Foi ainda por mero acaso que eu acorri às diárias manifestações que surgiam em S. Bento, pois, eu ouvia os gritos dos manifestantes de minha casa e, nem que fosse preciso interromper o almoço ou o jantar, ia ver do que se tratava, tendo dado conta de que, de um momento para o outro, tinham surgido imensos movimentos e partidos políticos, organizações sindicais, organizações de solidariedade, entre muitas outras com os motivos e pedidos mais diversos.

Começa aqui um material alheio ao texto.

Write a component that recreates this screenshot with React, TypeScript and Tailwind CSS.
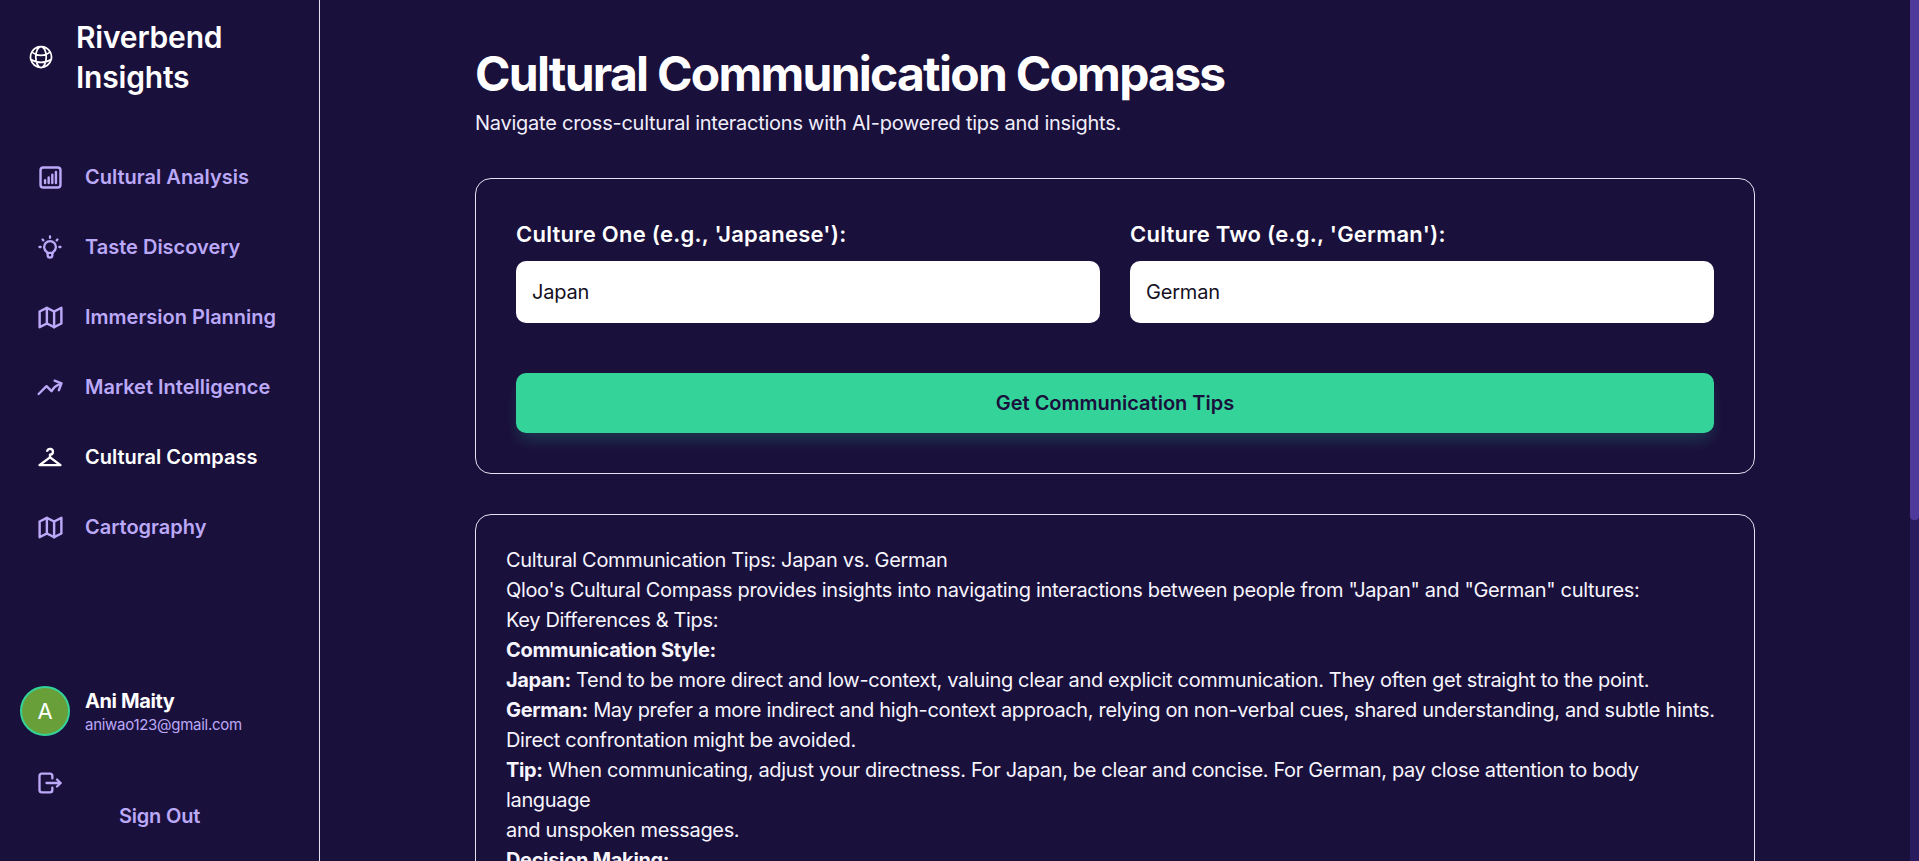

Por fim, não foi por acaso que participai, dias depois, numa manifestação que exigia o fim dos exames, tendo todos ido de metropolitano sem pagar, o que dava mostras da nossa “profunda” irreverência, havendo mesmo um dos supostos líderes dessa manifestação, já que era quem levava o megafone para debitar as palavras de ordem, que deu uma informação errada aos pacatos passageiros que, fiando.se na sua indicação, saíram da composição pensando que estavam no comboio errado. Era a estes “extremos” que chegava a nossa irreverência, o nosso inconformismo, as nossas convicções políticas. Esta foi a primeira de muitas manifestações que, quer como aluno quer como professor, fiz naquele local – na Av. 5 de outubro, em frente ao Ministério da Educação. Só que, por acaso, naquela tarde de maio, a chuva deu em aparecer e poucos de nós tínhamos abrigos (guarda-chuvas, gabardinas ou quejandos) para nos acolhermos. A mim valeu-me uma desconhecida colega que, num ato generoso de altruísmo, repartiu comigo uma fina capa de um material plastificado com que ambos nos cobrimos, defendendo-nos da chuva e do frio apenas com esse exíguo abrigo e com o calor dos nossos corpos, podendo ambos, desta forna, mantermo-nos naquela manifestação até ao fim. E, por mais um mero acaso, ou porque ambos estávamos a aprender muitos outros significados da palavra liberdade, nesse final de tarde, com os manifestantes dispersos, nem eu nem essa jovem, cujo nome nunca soube, nem de que escola provinha, fomos de imediato para nossas casas, como seria espetável a dois jovens com compromissos e deveres familiares ou regras de casa em que se mora num quarto alugado com refeições incluídas.
Por tudo isto ter sido tão casual, inesperado e rico, por ter aprendido tanto com estas novas vivências é que acho que devemos sempre celebrar este dia em que nos libertaram das trevas da ignorância e da repressão para nos acenderem o farol mais belo e luminoso daquilo que dá mais sentido à vida – a liberdade.